Only when India has these two agreements can it go the NSG and request a rule change. According to an official, the procedure here could be “a simple line added to the existing guidelines or it could be a more complicated agreement.” He said that it was difficult to predict how the 45-nation body will respond to India’s request for an unconditional exception to its rule barring trade with countries that have not signed the NPT. India can negotiate behind the scenes with the IAEA and NSG, but at some point it must arrive at an open agreement with them. And that is the point the political time-line kicks in. As per the agreement, it is the US that has to get India the exemption from the NSG, so India need not directly interface with the cartel till the very end. On Friday (September 21) the US briefed 100 officials from 33 member countries.
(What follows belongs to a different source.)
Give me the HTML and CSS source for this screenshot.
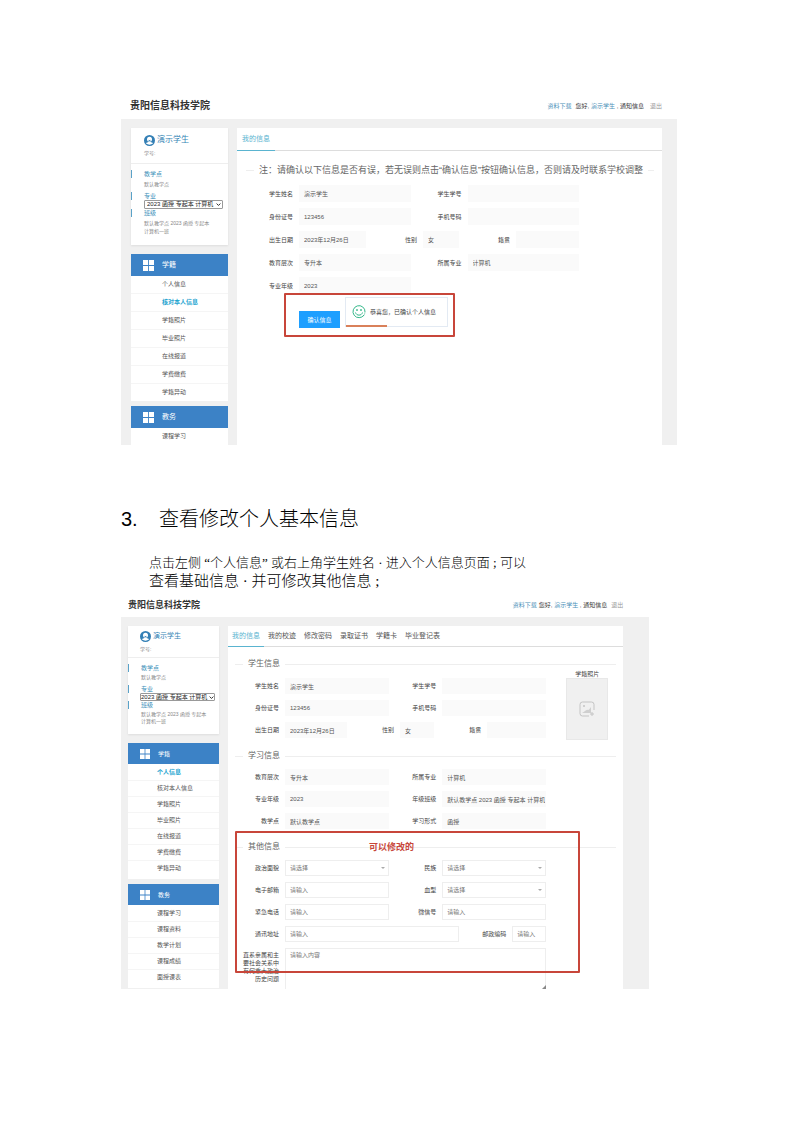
FILE: index.html
```html
<!DOCTYPE html>
<html lang="zh-CN">
<head>
    <meta charset="UTF-8">
    <meta name="viewport" content="width=device-width, initial-scale=1.0">
    <title>查看修改个人基本信息</title>
    <link rel="stylesheet" href="styles.css">
</head>
<body>

<!-- Confirm information -->
<section class="shot">
    <div class="header">
        <h2>贵阳信息科技学院</h2>
        <div class="top-links">
            <a href="#">资料下载</a>
            <span>您好, <a href="#">演示学生</a> , 通知信息</span>
            <a href="#" class="logout">退出</a>
        </div>
    </div>
    <div class="content">
        <div class="sidebar">
            <div class="user-card">
                <div class="user-top">
                    <div class="user-name">
                        <svg class="avatar" viewBox="0 0 22 22"><circle cx="11" cy="11" r="11" fill="#337fb5"/><circle cx="11" cy="8.500" r="5" fill="#fff"/><path d="M4 17c1-4 13-4 14 0-4 3-10 3-14 0z" fill="#fff"/><path d="M8 9.500c2 .5 4 .5 6 0-1 3-5 3-6 0z" fill="#337fb5"/></svg>
                        演示学生
                    </div>
                    <p>学号:</p>
                </div>
                <div class="user-info">
                    <h4>教学点</h4>
                    <p>默认教学点</p>
                    <h4><label for="major1">专业</label></h4>
                    <div class="major">
                        <select id="major1"><option>2023 函授 专起本 计算机</option></select>
                        <svg viewBox="0 0 8 8"><path d="M1 2.500l3 3 3-3" fill="none" stroke="#222" stroke-width="1.500"/></svg>
                    </div>
                    <h4 class="class-title">班级</h4>
                    <p class="class-name">默认教学点 2023 函授 专起本<br>计算机一班</p>
                </div>
            </div>
            <div class="menu">
                <h3><svg viewBox="0 0 10 10"><path d="M0 0h4.600v4.600H0zM5.400 0H10v4.600H5.400zM0 5.400h4.600V10H0zM5.400 5.400H10V10H5.400z" fill="#fff"/></svg>学籍</h3>
                <ul>
                    <li><a href="#">个人信息</a></li>
                    <li><a href="#" class="active">核对本人信息</a></li>
                    <li><a href="#">学籍照片</a></li>
                    <li><a href="#">毕业照片</a></li>
                    <li><a href="#">在线报道</a></li>
                    <li><a href="#">学费缴费</a></li>
                    <li><a href="#">学籍异动</a></li>
                </ul>
            </div>
            <div class="menu">
                <h3><svg viewBox="0 0 10 10"><path d="M0 0h4.600v4.600H0zM5.400 0H10v4.600H5.400zM0 5.400h4.600V10H0zM5.400 5.400H10V10H5.400z" fill="#fff"/></svg>教务</h3>
                <ul>
                    <li><a href="#">课程学习</a></li>
                </ul>
            </div>
        </div>
        <div class="main">
            <div class="tabs">
                <a href="#" class="active">我的信息</a>
            </div>
            <div class="legend notice"><span>注：请确认以下信息是否有误，若无误则点击“确认信息”按钮确认信息，否则请及时联系学校调整</span></div>
            <form class="form">
                <div class="row">
                    <label for="c-name">学生姓名</label><input id="c-name" type="text" value="演示学生" readonly>
                    <label for="c-no">学生学号</label><input id="c-no" type="text" readonly>
                </div>
                <div class="row">
                    <label for="c-card">身份证号</label><input id="c-card" type="text" value="123456" readonly>
                    <label for="c-phone">手机号码</label><input id="c-phone" type="text" readonly>
                </div>
                <div class="row row-three">
                    <label for="c-birth">出生日期</label><input id="c-birth" type="text" value="2023年12月26日" readonly>
                    <label for="c-sex">性别</label><input id="c-sex" type="text" value="女" readonly>
                    <label for="c-place">籍贯</label><input id="c-place" type="text" readonly>
                </div>
                <div class="row">
                    <label for="c-level">教育层次</label><input id="c-level" type="text" value="专升本" readonly>
                    <label for="c-major">所属专业</label><input id="c-major" type="text" value="计算机" readonly>
                </div>
                <div class="row">
                    <label for="c-grade">专业年级</label><input id="c-grade" type="text" value="2023" readonly>
                </div>
                <div class="confirm">
                    <button type="button">确认信息</button>
                    <div class="toast">
                        <svg viewBox="0 0 28 28" fill="none" stroke="#35b88a" stroke-width="2"><path d="M24 20A12 12 0 1 1 26 14"/><path d="M26 14a12 12 0 0 1-4 9" stroke-width="1"/><path d="M7 15c2 7 12 7 14 0" /><circle cx="10" cy="10" r="1" fill="#35b88a"/><circle cx="18" cy="10" r="1" fill="#35b88a"/></svg>
                        恭喜您，已确认个人信息
                    </div>
                    <div class="mark mark-confirm"></div>
                </div>
            </form>
        </div>
    </div>
</section>

<h1><span>3.</span>查看修改个人基本信息</h1>
<div class="intro">
    <p>点击左侧 “个人信息” 或右上角学生姓名 · 进入个人信息页面 ; 可以</p>
    <p class="wide">查看基础信息 · 并可修改其他信息 ;</p>
</div>

<!-- Personal information -->
<section class="shot shot-small">
    <div class="header">
        <h2>贵阳信息科技学院</h2>
        <div class="top-links">
            <a href="#">资料下载</a>
            <span>您好, <a href="#">演示学生</a> , 通知信息</span>
            <a href="#" class="logout">退出</a>
        </div>
    </div>
    <div class="content">
        <div class="sidebar">
            <div class="user-card">
                <div class="user-top">
                    <div class="user-name">
                        <svg class="avatar" viewBox="0 0 22 22"><circle cx="11" cy="11" r="11" fill="#337fb5"/><circle cx="11" cy="8.500" r="5" fill="#fff"/><path d="M4 17c1-4 13-4 14 0-4 3-10 3-14 0z" fill="#fff"/><path d="M8 9.500c2 .5 4 .5 6 0-1 3-5 3-6 0z" fill="#337fb5"/></svg>
                        演示学生
                    </div>
                    <p>学号:</p>
                </div>
                <div class="user-info">
                    <h4>教学点</h4>
                    <p>默认教学点</p>
                    <h4><label for="major2">专业</label></h4>
                    <div class="major">
                        <select id="major2"><option>2023 函授 专起本 计算机</option></select>
                        <svg viewBox="0 0 8 8"><path d="M1 2.500l3 3 3-3" fill="none" stroke="#222" stroke-width="1.500"/></svg>
                    </div>
                    <h4 class="class-title">班级</h4>
                    <p class="class-name">默认教学点 2023 函授 专起本<br>计算机一班</p>
                </div>
            </div>
            <div class="menu">
                <h3><svg viewBox="0 0 10 10"><path d="M0 0h4.600v4.600H0zM5.400 0H10v4.600H5.400zM0 5.400h4.600V10H0zM5.400 5.400H10V10H5.400z" fill="#fff"/></svg>学籍</h3>
                <ul>
                    <li><a href="#" class="active">个人信息</a></li>
                    <li><a href="#">核对本人信息</a></li>
                    <li><a href="#">学籍照片</a></li>
                    <li><a href="#">毕业照片</a></li>
                    <li><a href="#">在线报道</a></li>
                    <li><a href="#">学费缴费</a></li>
                    <li><a href="#">学籍异动</a></li>
                </ul>
            </div>
            <div class="menu">
                <h3><svg viewBox="0 0 10 10"><path d="M0 0h4.600v4.600H0zM5.400 0H10v4.600H5.400zM0 5.400h4.600V10H0zM5.400 5.400H10V10H5.400z" fill="#fff"/></svg>教务</h3>
                <ul>
                    <li><a href="#">课程学习</a></li>
                    <li><a href="#">课程资料</a></li>
                    <li><a href="#">教学计划</a></li>
                    <li><a href="#">课程成绩</a></li>
                    <li><a href="#">面授课表</a></li>
                </ul>
            </div>
        </div>
        <div class="main">
            <div class="tabs">
                <a href="#" class="active">我的信息</a>
                <a href="#">我的校迹</a>
                <a href="#">修改密码</a>
                <a href="#">录取证书</a>
                <a href="#">学籍卡</a>
                <a href="#">毕业登记表</a>
            </div>
            <div class="legend"><span>学生信息</span></div>
            <div class="student">
                <form class="form">
                    <div class="row">
                        <label for="p-name">学生姓名</label><input id="p-name" type="text" value="演示学生" readonly>
                        <label for="p-no">学生学号</label><input id="p-no" type="text" readonly>
                    </div>
                    <div class="row">
                        <label for="p-card">身份证号</label><input id="p-card" type="text" value="123456" readonly>
                        <label for="p-phone">手机号码</label><input id="p-phone" type="text" readonly>
                    </div>
                    <div class="row row-three">
                        <label for="p-birth">出生日期</label><input id="p-birth" type="text" value="2023年12月26日" readonly>
                        <label for="p-sex">性别</label><input id="p-sex" type="text" value="女" readonly>
                        <label for="p-place">籍贯</label><input id="p-place" type="text" readonly>
                    </div>
                </form>
                <div class="photo">
                    <p>学籍照片</p>
                    <div class="photo-box">
                        <svg viewBox="0 0 16 16" fill="none" stroke="#c4c4c4"><path d="M15 9V3.500A2.500 2.500 0 0 0 12.500 1h-9A2.500 2.500 0 0 0 1 3.500v9A2.500 2.500 0 0 0 3.500 15H10"/><path d="M3 12c3-1 4-4 6-3 1 0 2-2 3-3v6z" fill="#cfcfcf" stroke="none"/><circle cx="5" cy="5" r="1" fill="#c4c4c4" stroke="none"/><path d="M13 11v4M11 13h4"/></svg>
                    </div>
                </div>
            </div>
            <div class="legend"><span>学习信息</span></div>
            <form class="form">
                <div class="row">
                    <label for="p-level">教育层次</label><input id="p-level" type="text" value="专升本" readonly>
                    <label for="p-major">所属专业</label><input id="p-major" type="text" value="计算机" readonly>
                </div>
                <div class="row">
                    <label for="p-grade">专业年级</label><input id="p-grade" type="text" value="2023" readonly>
                    <label for="p-class">年级班级</label><input id="p-class" type="text" value="默认教学点 2023 函授 专起本 计算机一班" readonly>
                </div>
                <div class="row">
                    <label for="p-site">教学点</label><input id="p-site" type="text" value="默认教学点" readonly>
                    <label for="p-mode">学习形式</label><input id="p-mode" type="text" value="函授" readonly>
                </div>
            </form>
            <div class="other">
                <div class="legend"><span>其他信息</span></div>
                <form class="form">
                    <div class="row">
                        <label for="o-party">政治面貌</label>
                        <div class="drop"><select id="o-party"><option>请选择</option></select></div>
                        <label for="o-nation">民族</label>
                        <div class="drop"><select id="o-nation"><option>请选择</option></select></div>
                    </div>
                    <div class="row">
                        <label for="o-mail">电子邮箱</label><input id="o-mail" type="text" placeholder="请输入">
                        <label for="o-blood">血型</label>
                        <div class="drop"><select id="o-blood"><option>请选择</option></select></div>
                    </div>
                    <div class="row">
                        <label for="o-tel">紧急电话</label><input id="o-tel" type="text" placeholder="请输入">
                        <label for="o-wx">微信号</label><input id="o-wx" type="text" placeholder="请输入">
                    </div>
                    <div class="row row-address">
                        <label for="o-addr">通讯地址</label><input id="o-addr" type="text" placeholder="请输入">
                        <label for="o-zip">邮政编码</label><input id="o-zip" type="text" placeholder="请输入">
                    </div>
                    <div class="row row-text">
                        <label for="o-history">直系亲属和主要社会关系中有何重大政治历史问题</label>
                        <div class="area"><textarea id="o-history" placeholder="请输入内容"></textarea></div>
                    </div>
                </form>
                <div class="mark mark-other"></div>
                <div class="mark-text">可以修改的</div>
            </div>
        </div>
    </div>
</section>

</body>
</html>
```

FILE: styles.css
```css
* {
    box-sizing: border-box;
}
body {
    font-family: "Liberation Sans", "Noto Sans CJK SC", sans-serif;
    font-size: 6px;
    line-height: 8px;
    color: #555;
    background: #fff;
    margin: 0;
    padding: 93px 116px 60px 121px;
}
h1, h2, h3, h4, p, ul {
    margin: 0;
    padding: 0;
}
a {
    color: inherit;
    text-decoration: none;
}
input, select, textarea, button {
    font: inherit;
    color: #555;
    margin: 0;
}

/* page header */
.header {
    display: flex;
    justify-content: space-between;
    align-items: center;
    height: 26px;
    padding: 0 15px 0 9px;
}
.header h2 {
    font-size: 10px;
    line-height: 12px;
    color: #333;
}
.top-links {
    display: flex;
    gap: 4px;
    color: #333;
}
.top-links a {
    color: #4a90b8;
}
.top-links .logout {
    color: #999;
    margin-left: 2px;
}
.content {
    display: flex;
    gap: 9px;
    background: #f0f0f0;
    padding: 9px 15px 0 10px;
}

/* sidebar */
.sidebar {
    flex: 0 0 97px;
}
.user-card {
    background: #fff;
    box-shadow: 0 1px 2px #ddd;
    margin-bottom: 9px;
    color: #888;
}
.user-top {
    padding: 6px 13px;
    border-bottom: 1px solid #eee;
}
.user-name {
    display: flex;
    align-items: center;
    gap: 2px;
    font-size: 8px;
    line-height: 12px;
    color: #3584b5;
}
.avatar {
    width: 11px;
    height: 11px;
}
.user-top p {
    font-size: 5px;
    margin-top: 3px;
}
.user-info {
    padding: 6px 0 10px;
}
.user-info h4 {
    font-weight: normal;
    color: #3a8fb9;
    padding-left: 12px;
    border-left: 1px solid #5aa2c8;
}
.user-info p {
    font-size: 5px;
    line-height: 7px;
    margin: 3px 0 4px 13px;
}
.user-info .class-name {
    line-height: 8px;
    margin: 2px 0 0 13px;
}
.major {
    position: relative;
    margin: 0 5px 0 13px;
}
.major select {
    display: block;
    appearance: none;
    width: 100%;
    height: 9px;
    line-height: 7px;
    padding: 0 0 0 2px;
    color: #222;
    background: #fff;
    border: 1px solid #999;
    border-radius: 1px;
}
.major svg {
    position: absolute;
    right: 2px;
    top: 2px;
    width: 5px;
    height: 5px;
}
.menu {
    margin-bottom: 5px;
}
.menu:last-child {
    margin-bottom: 0;
}
.menu h3 {
    display: flex;
    align-items: center;
    gap: 8px;
    height: 22px;
    padding-left: 12px;
    background: #3c82c6;
    color: #fff;
    font-size: 7px;
    font-weight: normal;
}
.menu h3 svg {
    width: 11px;
    height: 11px;
}
.menu ul {
    list-style: none;
    background: #fff;
}
.menu li {
    border-bottom: 1px solid #f5f5f5;
}
.menu li:last-child {
    border-bottom: none;
}
.menu li a {
    display: block;
    padding-left: 31px;
    line-height: 17px;
}
.menu .active {
    color: #1ea4cf;
    font-weight: bold;
}

/* main panel */
.main {
    flex: 1;
    min-width: 0;
    background: #fff;
}
.tabs {
    display: flex;
    height: 23px;
    border-bottom: 1px solid #ddd;
}
.tabs a {
    font-size: 7px;
    line-height: 22px;
    height: 23px;
    padding: 0 5px;
}
.tabs .active {
    color: #5ab4d0;
    border-bottom: 1px solid #5ab4d0;
}
.legend {
    display: flex;
    align-items: center;
    gap: 5px;
    font-size: 8px;
    line-height: 12px;
    margin: 12px 7px 7px;
    color: #666;
}
.legend::before, .legend::after {
    content: "";
    height: 1px;
    background: #eee;
}
.legend::before {
    width: 8px;
}
.legend::after {
    flex: 1;
}
.notice {
    font-size: 9px;
    margin: 13px 8px 9px 9px;
    white-space: nowrap;
}

/* forms */
.form {
    display: grid;
    gap: 6px;
    width: 76%;
    margin-left: 19px;
}
.row {
    display: grid;
    grid-template-columns: 37px 1fr 45px 1fr;
    gap: 6px;
    align-items: center;
}
.row-three {
    grid-template-columns: 37px 67fr 45px 36fr 45px 63fr;
}
.row label {
    text-align: right;
    color: #444;
}
.row input, .row select, .row textarea {
    display: block;
    width: 100%;
    min-width: 0;
    height: 17px;
    padding: 0 0 0 4px;
    border: 1px solid #eee;
    border-radius: 0;
    background: #fff;
    outline: none;
}
.row input[readonly] {
    background: #fafafa;
    border-color: #fafafa;
}
.row input::placeholder, .row textarea::placeholder {
    color: #777;
}
.confirm {
    position: relative;
    padding: 11px 0 0 43px;
}
.confirm button {
    display: block;
    width: 41px;
    height: 17px;
    padding: 0;
    border: none;
    background: #1e9fff;
    color: #fff;
    cursor: pointer;
}
.toast {
    position: absolute;
    left: 89px;
    top: -3px;
    display: flex;
    align-items: center;
    gap: 4px;
    width: 103px;
    height: 30px;
    padding-left: 6px;
    border: 1px solid #e3eaf3;
    background: #fff;
    white-space: nowrap;
    color: #444;
}
.toast svg {
    width: 14px;
    height: 14px;
}
.toast::after {
    content: "";
    position: absolute;
    left: 0;
    bottom: -1px;
    width: 41px;
    height: 2px;
    background: #d9805a;
}
.mark {
    position: absolute;
    border: 2px solid #c8463a;
    border-radius: 1px;
    pointer-events: none;
}
.mark-confirm {
    left: 28px;
    top: -7px;
    width: 171px;
    height: 44px;
}

/* text between the two screens */
h1 {
    display: flex;
    font-size: 20px;
    line-height: 28px;
    font-weight: 300;
    color: #000;
    margin-top: 60px;
}
h1 span {
    font-family: "Liberation Sans Narrow", "Liberation Sans", sans-serif;
    width: 38px;
}
.intro {
    font-family: "Liberation Serif", "Noto Sans CJK SC", serif;
    margin: 20px 0 1px 28px;
    color: #000;
    font-size: 13px;
    line-height: 19px;
    font-weight: 300;
}
.intro .wide {
    font-size: 15px;
}

/* smaller screen */
.shot-small {
    width: 95%;
}
.shot-small .header {
    height: 25px;
    padding: 0 26px 0 7px;
}
.shot-small .header h2 {
    font-size: 9px;
}
.shot-small .top-links {
    gap: 2px;
}
.shot-small .content {
    padding: 9px 26px 0 7px;
}
.shot-small .sidebar {
    flex-basis: 91px;
}
.shot-small .user-top {
    padding: 4px 12px;
}
.shot-small .user-name {
    font-size: 7px;
}
.shot-small .user-info {
    padding-bottom: 9px;
}
.shot-small .user-info p {
    margin-top: 2px;
}
.shot-small .user-info .class-name {
    line-height: 7px;
}
.shot-small .major select {
    height: 8px;
    line-height: 6px;
    padding-left: 0;
}
.shot-small .major svg {
    right: 1px;
}
.shot-small .major {
    margin: 0 4px 0 12px;
}
.shot-small .menu h3 {
    height: 21px;
    font-size: 6px;
}
.shot-small .menu h3 svg {
    width: 10px;
    height: 10px;
}
.shot-small .menu ul {
    padding: 1px 0 2px;
}
.shot-small .menu li a {
    line-height: 15px;
    padding-left: 29px;
}
.shot-small .menu li:last-child {
    border-bottom: 1px solid #fff;
}
.shot-small .tabs {
    height: 21px;
}
.shot-small .tabs a {
    line-height: 20px;
    height: 21px;
    padding: 0 4px;
}
.shot-small .form {
    width: 77%;
    margin-left: 14px;
}
.shot-small .row {
    grid-template-columns: 37px 1fr 41px 1fr;
}
.shot-small .row-three {
    grid-template-columns: 37px 62fr 41px 34fr 41px 59fr;
}
.shot-small .row-address {
    grid-template-columns: 37px 174fr 41px 34fr;
}
.shot-small .row-text {
    grid-template-columns: 37px 1fr;
    align-items: start;
}
.shot-small .row input, .shot-small .row select {
    height: 16px;
}
.shot-small .tabs + .legend {
    margin: 11px 7px 0;
}
.student {
    display: flex;
    align-items: flex-start;
}
.student .form {
    flex: none;
    padding-top: 8px;
}
.photo {
    width: 42px;
    margin: 0 0 -2px 20px;
    text-align: center;
    color: #444;
}
.photo-box {
    display: flex;
    align-items: center;
    justify-content: center;
    height: 62px;
    background: #f0f0f0;
    border: 1px solid #e8e8e8;
}
.photo-box svg {
    width: 16px;
    height: 16px;
}
.other {
    position: relative;
}
.drop {
    position: relative;
}
.drop select {
    appearance: none;
    color: #777;
}
.drop::after {
    content: "";
    position: absolute;
    right: 4px;
    top: 7px;
    border: 2px solid transparent;
    border-top-color: #aaa;
}
.row-text label {
    padding-top: 3px;
    word-break: break-all;
}
.area {
    position: relative;
}
.area textarea {
    height: 41px;
    padding-top: 2px;
    border-bottom: none;
    resize: none;
}
.area::after {
    content: "";
    position: absolute;
    right: 0;
    bottom: 0;
    border: 2px solid;
    border-color: transparent #888 #888 transparent;
}
.mark-other {
    left: 7px;
    top: -10px;
    width: 345px;
    height: 142px;
}
.mark-text {
    position: absolute;
    left: 141px;
    top: 0;
    font-size: 9px;
    line-height: 12px;
    font-weight: bold;
    color: #c8463a;
}
```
Richard Stratford, Director at the Office of Nuclear Energy Affairs in the US State Department told Press Trust of India "We are also putting forth India's case for clean, unconditional exemption and we are trying hard on that."

At any sign that New Delhi is negotiating with the IAEA or NSG on the nuclear deal, the 60-member Left group is committed to withdrawing its support from the UPA government leaving it with a minority in the Lok Sabha. The government may not fall immediately, but its days would be numbered, with both the Left and the Congress party seeking to maneuver themselves into an advantageous position vis-à-vis the General Election that will follow. But now there seems to be some rethinking going on in the CPI(M). The enigmatic statements of 94-year old Jyoti Basu seems to suggest that the party will climb down after the meeting of its politburo and the central committee at the end of the month in Kolkata.

After reaching agreement with the US on the “123 Agreement” New Delhi was to work out a safeguards agreement and an India-specific additional protocol with the IAEA, and thereafter obtain the approval of the 45-member Nuclear Suppliers Group to amend its guidelines to permit nuclear trading with India. After these benchmarks are reached, the US Congress would again take a “yes” or “no” vote to make the deal operational.